Good habits and access to help will let you go farther so work on those along the way as well.
Mohamed recommends the following next steps:
Elizabeth Gravina Wetherall
When I first started working, I began contributing a very small amount to my 401K. Over time, as I received salary increases, I also increased my 401k contributions.
Live within your means, limit credit card debt, and save what you can.
It's also important to build your credit so that by the time you look to buy a car or a house, that you have many years of credit history to help boost your credit score. Do this by opening a credit card, but remember the responsibility this holds ie need to pay it off each month so only spend as much as you planned in your pre-defined budget.
I am glad to hear that people at your age are thinking about this question, because it is better to plan early.
1. You should live below your means.
2. Do not spend all the money you can make
3. Share costs as much as you can i.e. roomie, etc.
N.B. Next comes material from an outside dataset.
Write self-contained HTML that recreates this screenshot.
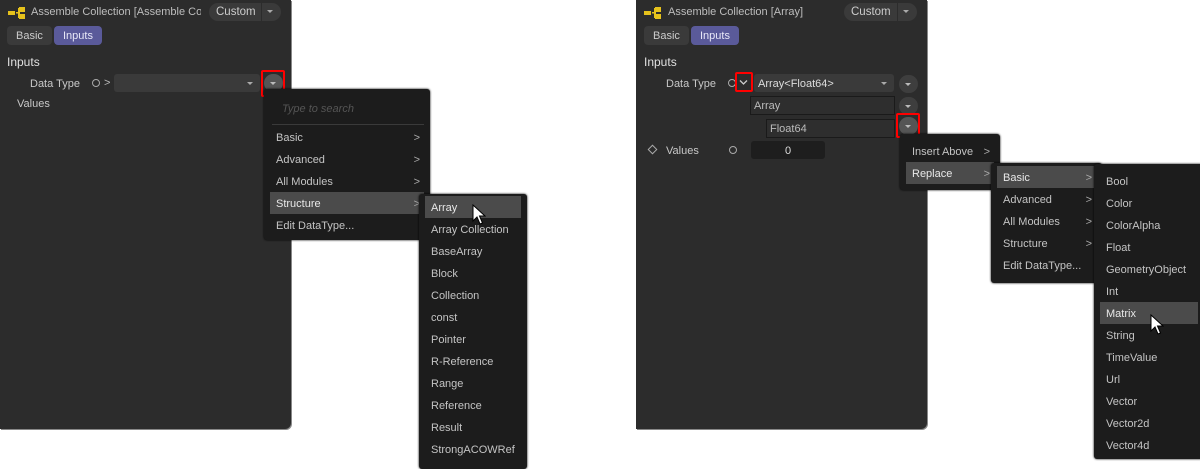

4. You must not consider credit card as an extension of your paycheck
5. When you have debts you must pay the most expensive in terms of interest rate
6. Be strucured in you income vs your expenses
Hope this helps and Gook luck.
I have a 19 year old daughter & we recently started a small savings plan ( a Large Cap growth Mutual Fund). I encouraged her to periodically add a portion of her earnings and/or savings to the fund. I stressed that she should look at this as a long term savings plan - and unless she encounters an absolute emergency - so a 5-10 year time horizon is something we talk about. And I always think its good to have an idea of what you're saving/investing for - house down payment, new car, travel etc, i find it adds a level of encouragement/motivation. I also encouraged my daughter to treat herself with her hard earned monies...its a balance versus savings.
Everyones needs & abilities will be different and savings/investing will be very personal....but broadly ive encouraged my daughter to explore, research & understand the following
1. History of markets over time
2. Discipline of dollar-cost-averaging
3. Basics of investment vehicles - mutual funds versus individual stocks versus ETFs etc etc
4. Monitor your account periodically - but no need to do it daily..!!!